There’s a lot to like on Radio Murmurs, particularly the darkly beautiful and mysterious aura of many tracks, lush arrangements, outstanding instrumentation – especially the gorgeous chiming and jangly guitar work, and Martin’s poetic lyrics. The album kicks off with the splendid “In the Universe“, a stunning song highlighted by the aforementioned chiming guitars and affecting piano keys. Martin’s smooth vocals, which remind me at times of the late, great Scott Walker, are pleasing as he plaintively asks a friend for their love, comfort and support: “Will you sit by my side, and be the last face I see. Will you run and hide when the gods take back what they’ve lent me?“
On the lovely duet “I’ll Be Your Stranger” with Ursa Minor, Martin sings of the loneliness and ennui he (and many of us) experienced during the Covid lockdowns, hungry for love, empathy and companionship: “Exiled at home in digital solitude. Time is crawling and I swing from mood to mood. When all that I want is to hide naked in bed./ I’ll be your kind stranger. Passing by for a minute or more. The one you won’t need a mask for.” Ursa Minor’s ethereal vocals both contrast and complement Martin’s quite nicely.

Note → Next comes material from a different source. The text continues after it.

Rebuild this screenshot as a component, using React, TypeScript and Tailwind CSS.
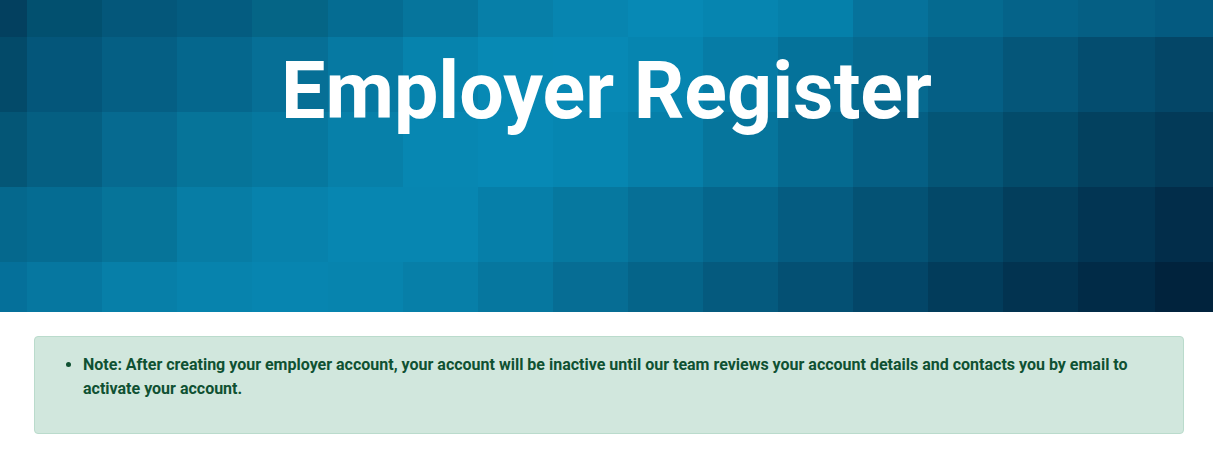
import React from 'react';

// mosaic tile colours, 5 rows x 17 columns
const tiles: string[][] = [
  ['#03405f', '#02506f', '#04577a', '#045c80', '#056586', '#056c92', '#06759c', '#077fa8', '#0785b0', '#0789b5', '#0685b0', '#0580aa', '#06729b', '#056a90', '#056389', '#055f84', '#045a80'],
  ['#034a69', '#04567a', '#055f84', '#05678d', '#066f96', '#0679a2', '#0683ad', '#0789b4', '#0789b5', '#0685b0', '#067ca6', '#05729a', '#066a90', '#055f85', '#055679', '#044d6f', '#044667'],
  ['#045676', '#055f82', '#066a90', '#067499', '#06789f', '#0780a9', '#0787b2', '#0789b5', '#0686b1', '#067fa9', '#06759c', '#056a90', '#055f84', '#045576', '#034b6a', '#03415f', '#033a58'],
  ['#05688d', '#056c92', '#067499', '#077da5', '#0782ac', '#0786b1', '#0786b1', '#067fa9', '#06789f', '#066f96', '#05668c', '#055c81', '#045274', '#034868', '#033e5c', '#023553', '#022d4a'],
  ['#05709a', '#0677a0', '#077fa8', '#0783ad', '#0785b0', '#0784ae', '#077fa8', '#06779f', '#066d94', '#056489', '#055a7e', '#045073', '#034668', '#023c5b', '#023350', '#012b47', '#01233d'],
];

const colX = [0, 27, 102, 177, 252, 328, 403, 478, 553, 628, 703, 778, 853, 928, 1003, 1078, 1155, 1213];
const rowY = [0, 37, 112, 187, 262, 312];

function Mosaic() {
  return (
    <svg className="absolute inset-0 w-full h-full" viewBox="0 0 1213 312" preserveAspectRatio="none">
      {tiles.map((row, r) =>
        row.map((c, i) => (
          <rect
            key={`${r}-${i}`}
            x={colX[i]}
            y={rowY[r]}
            width={colX[i + 1] - colX[i] + 0.5}
            height={rowY[r + 1] - rowY[r] + 0.5}
            fill={c}
          />
        ))
      )}
    </svg>
  );
}

export default function App() {
  return (
    <div className="w-[1213px] min-h-[460px] bg-white" style={{ fontFamily: 'Roboto, "Liberation Sans", sans-serif' }}>
      <header className="relative h-[312px] overflow-hidden">
        <Mosaic />
        <h1 className="relative pt-[52px] text-center text-white font-bold text-[79px] leading-none">
          Employer Register
        </h1>
      </header>

      <div className="ml-[34px] mt-6 w-[1150px] rounded border border-[#badbcc] bg-[#d1e7dd] p-4 text-[#0f5132]">
        <ul className="list-disc pl-8 mb-4 text-[16px] leading-6 font-bold">
          <li>
            Note: After creating your employer account, your account will be inactive until our team reviews your account
            details and contacts you by email to activate your account.
          </li>
        </ul>
      </div>
    </div>
  );
}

“Last Lights” is an outlier, thematically, with lyrics addressing historic socio-political strife and the rise and fall of authoritarian regimes: “Invaders’ songs fill the old streets. Join The Party, march to the beat. Smokestack steel fuels the strife. Sad Slavic eyes bound for exile. And nations rise from relic. Nations fall brick by brick.” Musically, the track has a mesmerizing synth-driven groove reminiscent of some of Depeche Mode’s songs. I’m not sure what “Wet Road” is about, though its lyrics speak of driving in the rain at night with a loved one, with mention of the album’s title: “Exits fly by, mile by mile. The engine purrs. Over our silence, the radio murmurs. In the soft rain, the velvet night is rocking me. In her foggy bliss she cradles me.” I really like its mysterious vibe, highlighted by sharp, eerie synths, sparkling piano keys and deep bassline.

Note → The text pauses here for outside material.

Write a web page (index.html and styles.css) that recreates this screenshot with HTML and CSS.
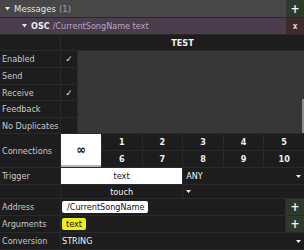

“The Double” is a great tune, with an arresting toe-tapping beat accompanied by a throbbing bass groove, otherworldly synths and delicate jangly guitars that are simply fantastic. Martin’s doesn’t have a strong voice, but his vocals sound particularly good on this track. “No Hard Feelings” is one of my favorite tracks on the album, with an opening strummed guitar lick that immediately reminded me of Oasis’ great classic “Wonderwall”. The lyrics speak of a couple in the final throes of a relationship that’s over, saying their last goodbyes to one another without acrimony: “Happy rest of the road is what you meant to say, I saw it in your smile. No binding words to relive old days, this is our last mile. We can try but we all know it’s not the same. But no hard feelings.”

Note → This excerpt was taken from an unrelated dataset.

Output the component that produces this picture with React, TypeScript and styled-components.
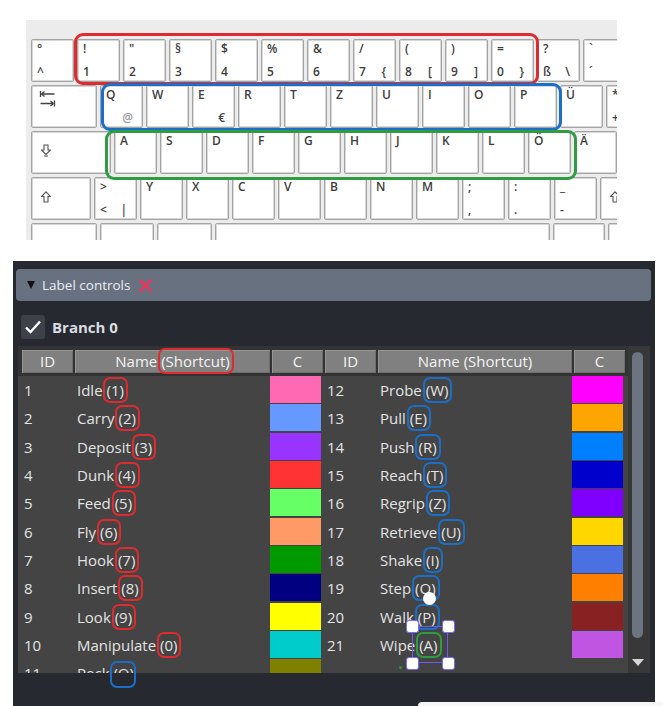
import React from "react";
import styled, { createGlobalStyle } from "styled-components";

const Global = createGlobalStyle`
  html, body { margin: 0; padding: 0; background: #ffffff; }
  body {
    font-family: "Open Sans", "Noto Sans", sans-serif;
    width: 663px; height: 706px; overflow: hidden;
  }
`;

const Page = styled.div`
  display: flex;
  flex-direction: column;
  align-items: flex-start;
  padding-top: 20px;
  height: 706px;
  box-sizing: border-box;
`;

/* ---------------- Keyboard ---------------- */

const Keyboard = styled.div`
  position: relative;
  margin-left: 26px;
  width: 591px;
  height: 220px;
  flex: none;
  box-sizing: border-box;
  padding: 19px 0 0 5px;
  background: #ececec;
  overflow: hidden;
  display: flex;
  flex-direction: column;
  gap: 3px;
`;

const KeyRow = styled.div`
  display: flex;
  gap: 3px;
  flex: none;
  height: 43px;
`;

const Key = styled.div<{ $w?: number }>`
  flex: none;
  width: ${(p) => p.$w ?? 43}px;
  height: 43px;
  box-sizing: border-box;
  background: #ffffff;
  border: 1px solid #a4a4a4;
  box-shadow: inset 0 0 0 1px #d8d8d8;
  border-radius: 2px;
  padding: 2px 5px 2px 5px;
  display: flex;
  flex-direction: column;
  justify-content: space-between;
  font-size: 12px;
  line-height: 14px;
  font-weight: 600;
  color: #3d3d3d;
`;

const ModKey = styled(Key)<{ $top?: boolean }>`
  justify-content: ${(p) => (p.$top ? "flex-start" : "center")};
  padding: ${(p) => (p.$top ? "4px 0 0 7px" : "0 0 4px 9px")};
`;

const KeyBottom = styled.div`
  display: flex;
  justify-content: space-between;
  padding-right: 4px;
`;

const Faint = styled.span`
  color: #9a9a9a;
`;

const Ring = styled.div<{ $c: string; $l: number; $t: number; $w: number; $h: number }>`
  position: absolute;
  left: ${(p) => p.$l}px;
  top: ${(p) => p.$t}px;
  width: ${(p) => p.$w}px;
  height: ${(p) => p.$h}px;
  box-sizing: border-box;
  border: 3px solid ${(p) => p.$c};
  border-radius: 9px;
  pointer-events: none;
`;

type KeyDef = { t?: string; b?: string; x?: string; faint?: boolean };

const row1: KeyDef[] = [
  { t: "°", b: "^" },
  { t: "!", b: "1" },
  { t: "\"", b: "2" },
  { t: "§", b: "3" },
  { t: "$", b: "4" },
  { t: "%", b: "5" },
  { t: "&", b: "6" },
  { t: "/", b: "7", x: "{" },
  { t: "(", b: "8", x: "[" },
  { t: ")", b: "9", x: "]" },
  { t: "=", b: "0", x: "}" },
  { t: "?", b: "ß", x: "\\" },
  { t: "`", b: "´" },
];

const row2: KeyDef[] = [
  { t: "Q", x: "@", faint: true },
  { t: "W" },
  { t: "E", x: "€" },
  { t: "R" },
  { t: "T" },
  { t: "Z" },
  { t: "U" },
  { t: "I" },
  { t: "O" },
  { t: "P" },
  { t: "Ü" },
  { t: "*", b: "+" },
];

const row3: KeyDef[] = "ASDFGHJKLÖÄ".split("").map((c) => ({ t: c }));

const row4: KeyDef[] = [
  { t: ">", b: "<", x: "|" },
  ...("YXCVBNM".split("").map((c) => ({ t: c })) as KeyDef[]),
  { t: ";", b: "," },
  { t: ":", b: "." },
  { t: "_", b: "-" },
];

const KeyCap: React.FC<{ k: KeyDef }> = ({ k }) => (
  <Key>
    <span>{k.t}</span>
    <KeyBottom>
      <span>{k.b ?? ""}</span>
      {k.x && (k.faint ? <Faint>{k.x}</Faint> : <span>{k.x}</span>)}
    </KeyBottom>
  </Key>
);

const TabIcon = () => (
  <svg width="17" height="18" viewBox="0 0 17 18" fill="none" stroke="#444" strokeWidth="1.3">
    <path d="M1.5 1v6M15.5 4H2.5M2.5 4l3-2.5M2.5 4l3 2.5" />
    <path d="M15.5 10.5v6M1.5 13.5h13M14.5 13.5l-3-2.5M14.5 13.5l-3 2.5" />
  </svg>
);

const CapsIcon = () => (
  <svg width="10" height="13" viewBox="0 0 10 13" fill="none" stroke="#555" strokeWidth="1.1">
    <path d="M3 1h4v5h2.5L5 10.5 0.5 6H3z" />
    <path d="M3 12h4" />
  </svg>
);

const ShiftIcon = () => (
  <svg width="10" height="12" viewBox="0 0 10 12" fill="none" stroke="#555" strokeWidth="1.1">
    <path d="M5 0.8l4.5 4.7H7V11H3V5.5H0.5z" />
  </svg>
);

/* ---------------- Panel ---------------- */

const Panel = styled.div`
  position: relative;
  margin-top: 21px;
  margin-left: 13px;
  width: 642px;
  flex: 1;
  background: #262a30;
  box-sizing: border-box;
  padding: 8px 4px 0 3px;
  display: flex;
  flex-direction: column;
`;

const TitleBar = styled.div`
  height: 32px;
  flex: none;
  background: #687180;
  border-radius: 4px;
  display: flex;
  align-items: center;
  padding-left: 11px;
  color: #e9ecf0;
  font-size: 13.5px;
`;

const Caret = styled.span`
  width: 0;
  height: 0;
  border-left: 4px solid transparent;
  border-right: 4px solid transparent;
  border-top: 8px solid #111;
  margin-right: 7px;
`;

const CloseX = styled.svg`
  margin-left: 9px;
`;

const BranchRow = styled.div`
  margin-top: 14px;
  padding-left: 5px;
  display: flex;
  align-items: center;
  gap: 7px;
  height: 24px;
  flex: none;
`;

const CheckBox = styled.div`
  width: 24px;
  height: 24px;
  border-radius: 3px;
  background: #3d4149;
  display: flex;
  align-items: center;
  justify-content: center;
`;

const BranchLabel = styled.span`
  font-weight: 700;
  font-size: 15px;
  color: #d9dce1;
`;

const TableFrame = styled.div`
  position: relative;
  margin-top: 7px;
  margin-left: 2px;
  width: 632px;
  height: 327px;
  flex: none;
  background: #333333;
  display: flex;
`;

const TableMain = styled.div`
  width: 610px;
  padding-top: 4px;
  display: flex;
  flex-direction: column;
`;

const cols = "51px 195px 51px 51px 194px 51px";

const HeaderRow = styled.div`
  display: grid;
  grid-template-columns: ${cols};
  column-gap: 2px;
  padding-left: 4px;
  height: 23px;
  flex: none;
`;

const HeaderCell = styled.div`
  background: #808080;
  box-shadow: inset 1px 1px 0 #959595, inset -1px -1px 0 #6e6e6e;
  color: #f4f4f4;
  font-size: 15px;
  line-height: 23px;
  text-align: center;
  white-space: nowrap;
`;

const Body = styled.div`
  margin-top: 3px;
  flex: 1;
  background: #444444;
  overflow: hidden;
  padding-left: 4px;
`;

const Row = styled.div`
  display: grid;
  grid-template-columns: ${cols};
  column-gap: 2px;
  height: 28.33px;
  align-items: center;
`;

const Cell = styled.div`
  padding-left: 2px;
  color: #e3e3e3;
  font-size: 15px;
  line-height: 20px;
  white-space: nowrap;
`;

const Swatch = styled.div<{ $c: string }>`
  align-self: start;
  height: 27px;
  width: 51px;
  margin-left: -2px;
  background: ${(p) => p.$c};
`;

const Mark = styled.span<{ $c: string }>`
  position: relative;
  &::after {
    content: "";
    position: absolute;
    inset: -3px -4px -3px -3px;
    border: 2.5px solid ${(p) => p.$c};
    border-radius: 7px;
  }
`;

const ScrollCol = styled.div`
  width: 22px;
  background: #383838;
  display: flex;
  flex-direction: column;
`;

const Thumb = styled.div`
  margin: 6px 0 0 4px;
  width: 11px;
  height: 286px;
  border-radius: 6px;
  background: #6b7480;
`;

const DownArrow = styled.div`
  margin: 21px 0 0 4px;
  width: 0;
  height: 0;
  border-left: 6px solid transparent;
  border-right: 6px solid transparent;
  border-top: 7px solid #d6d6d6;
`;

const FloatMark = styled.div<{ $c: string; $l: number; $t: number; $w: number; $h: number }>`
  position: absolute;
  left: ${(p) => p.$l}px;
  top: ${(p) => p.$t}px;
  width: ${(p) => p.$w}px;
  height: ${(p) => p.$h}px;
  box-sizing: border-box;
  border: 2.5px solid ${(p) => p.$c};
  border-radius: 7px;
`;

const Selection = styled.div`
  position: absolute;
  left: 394px;
  top: 280px;
  width: 36px;
  height: 37px;
  box-sizing: border-box;
  border: 1.5px solid #6a5cf0;
`;

const Handle = styled.div<{ $x: "l" | "r"; $y: "t" | "b" }>`
  position: absolute;
  ${(p) => (p.$x === "l" ? "left: -7.5px;" : "right: -7.5px;")}
  ${(p) => (p.$y === "t" ? "top: -7.5px;" : "bottom: -7.5px;")}
  width: 13px;
  height: 13px;
  box-sizing: border-box;
  background: #ffffff;
  border: 1.5px solid #7a6cf5;
  border-radius: 3px;
`;

const RotateHandle = styled.div`
  position: absolute;
  left: 405px;
  top: 246px;
  width: 13px;
  height: 13px;
  border-radius: 50%;
  background: #ffffff;
`;

const GreenDot = styled.div`
  position: absolute;
  left: 381px;
  top: 320px;
  width: 3px;
  height: 3px;
  border-radius: 50%;
  background: #2e9a3e;
`;

const Corner = styled.div`
  position: absolute;
  left: 405px;
  right: -8px;
  bottom: 0;
  height: 4px;
  background: #f6f6f6;
  border-top-left-radius: 4px;
`;

const RED = "#df2a2f";
const BLUE = "#1c6fc6";
const GREEN = "#2f9c42";

type Item = { id: number; name: string; key: string; color: string; mark?: string };

const left: Item[] = [
  { id: 1, name: "Idle", key: "1", color: "#ff69b4", mark: RED },
  { id: 2, name: "Carry", key: "2", color: "#6699ff", mark: RED },
  { id: 3, name: "Deposit", key: "3", color: "#9933ff", mark: RED },
  { id: 4, name: "Dunk", key: "4", color: "#ff3333", mark: RED },
  { id: 5, name: "Feed", key: "5", color: "#66ff66", mark: RED },
  { id: 6, name: "Fly", key: "6", color: "#ff9966", mark: RED },
  { id: 7, name: "Hook", key: "7", color: "#009900", mark: RED },
  { id: 8, name: "Insert", key: "8", color: "#000080", mark: RED },
  { id: 9, name: "Look", key: "9", color: "#ffff00", mark: RED },
  { id: 10, name: "Manipulate", key: "0", color: "#00cccc", mark: RED },
  { id: 11, name: "Peck", key: "Q", color: "#808000" },
];

const right: Item[] = [
  { id: 12, name: "Probe", key: "W", color: "#ff00ff", mark: BLUE },
  { id: 13, name: "Pull", key: "E", color: "#ffa500", mark: BLUE },
  { id: 14, name: "Push", key: "R", color: "#0080ff", mark: BLUE },
  { id: 15, name: "Reach", key: "T", color: "#0000cc", mark: BLUE },
  { id: 16, name: "Regrip", key: "Z", color: "#8000ff", mark: BLUE },
  { id: 17, name: "Retrieve", key: "U", color: "#ffd700", mark: BLUE },
  { id: 18, name: "Shake", key: "I", color: "#4a70e2", mark: BLUE },
  { id: 19, name: "Step", key: "O", color: "#ff8000", mark: BLUE },
  { id: 20, name: "Walk", key: "P", color: "#882222", mark: BLUE },
  { id: 21, name: "Wipe", key: "A", color: "#bf55e0", mark: GREEN },
];

const NameCell: React.FC<{ it: Item }> = ({ it }) => (
  <Cell>
    {it.name}{" "}
    {it.mark ? <Mark $c={it.mark}>({it.key})</Mark> : <span>({it.key})</span>}
  </Cell>
);

export default function App() {
  return (
    <>
      <Global />
      <Page>
        <Keyboard>
          <KeyRow>
            {row1.map((k, i) => (
              <KeyCap key={i} k={k} />
            ))}
          </KeyRow>
          <KeyRow>
            <ModKey $w={66} $top>
              <TabIcon />
            </ModKey>
            {row2.map((k, i) => (
              <KeyCap key={i} k={k} />
            ))}
          </KeyRow>
          <KeyRow>
            <ModKey $w={80}>
              <CapsIcon />
            </ModKey>
            {row3.map((k, i) => (
              <KeyCap key={i} k={k} />
            ))}
            <Key $w={43} />
          </KeyRow>
          <KeyRow>
            <ModKey $w={60}>
              <ShiftIcon />
            </ModKey>
            {row4.map((k, i) => (
              <KeyCap key={i} k={k} />
            ))}
            <ModKey $w={90}>
              <ShiftIcon />
            </ModKey>
          </KeyRow>
          <KeyRow>
            <Key $w={66} />
            <Key $w={54} />
            <Key $w={55} />
            <Key $w={335} />
            <Key $w={52} />
            <Key $w={60} />
          </KeyRow>
          <Ring $c={RED} $l={48} $t={13} $w={465} $h={52} />
          <Ring $c={BLUE} $l={75} $t={63} $w={461} $h={48} />
          <Ring $c={GREEN} $l={79} $t={110} $w={472} $h={50} />
        </Keyboard>

        <Panel>
          <TitleBar>
            <Caret />
            Label controls
            <CloseX width="13" height="13" viewBox="0 0 13 13">
              <path d="M1.5 1.5l10 10M11.5 1.5l-10 10" stroke="#e8365d" strokeWidth="2.6" strokeLinecap="round" />
            </CloseX>
          </TitleBar>

          <BranchRow>
            <CheckBox>
              <svg width="18" height="16" viewBox="0 0 18 16">
                <path d="M2 8.5l4.5 4.5L16 2.5" fill="none" stroke="#ffffff" strokeWidth="2.4" />
              </svg>
            </CheckBox>
            <BranchLabel>Branch 0</BranchLabel>
          </BranchRow>

          <TableFrame>
            <TableMain>
              <HeaderRow>
                <HeaderCell>ID</HeaderCell>
                <HeaderCell>
                  Name <Mark $c={RED}>(Shortcut)</Mark>
                </HeaderCell>
                <HeaderCell>C</HeaderCell>
                <HeaderCell>ID</HeaderCell>
                <HeaderCell>Name (Shortcut)</HeaderCell>
                <HeaderCell>C</HeaderCell>
              </HeaderRow>
              <Body>
                {left.map((l, i) => {
                  const r = right[i];
                  return (
                    <Row key={l.id}>
                      <Cell>{l.id}</Cell>
                      <NameCell it={l} />
                      <Swatch $c={l.color} />
                      {r ? <Cell>{r.id}</Cell> : <div />}
                      {r ? <NameCell it={r} /> : <div />}
                      {r ? <Swatch $c={r.color} /> : <div />}
                    </Row>
                  );
                })}
              </Body>
            </TableMain>
            <ScrollCol>
              <Thumb />
              <DownArrow />
            </ScrollCol>

            <FloatMark $c={BLUE} $l={92} $t={315} $w={26} $h={27} />
            <RotateHandle />
            <Selection>
              <Handle $x="l" $y="t" />
              <Handle $x="r" $y="t" />
              <Handle $x="l" $y="b" />
              <Handle $x="r" $y="b" />
            </Selection>
            <GreenDot />
          </TableFrame>
          <Corner />
        </Panel>
      </Page>
    </>
  );
}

“Wide Open” has a strong Simple Minds feel, as the song has shades of their song “Alive & Kicking”. Kevin Hills provides some great fuzzy bass on this track The lyrics are directed toward someone who’s fallen far down and letting them know that, despite their self-destructive behavior, your door is still open if they need a friend: “How low have you now sunken, friendless, broke and broken? What are you now reaping that you have long been sowing? Where have we watched you take your long road to perdition? When did your last mistake become your next decision?“
Martin saves the best for last, as the stylish and sultry “Scenes from Cars” is my favorite track on the album. The song’s captivating music is courtesy of a fake pedal-steel sound by Dan Stefik’s guitar and Mini-Moog synths played by Guillaume Thoreau. Martin’s smooth croons have an ethereal sultry feel as he touches on various romantic and non-romantic scenarios between people while driving in cars: “Sunday morning drive. A family of five or a weekend dad and child. Backseat in the dark. A teenage hand pushed hard. Love is still a bridge too far. Predator and prey roam lost highways or city streets today./ Lovers in a car. A loner in a car.” It’s a superb ending to a very fine album.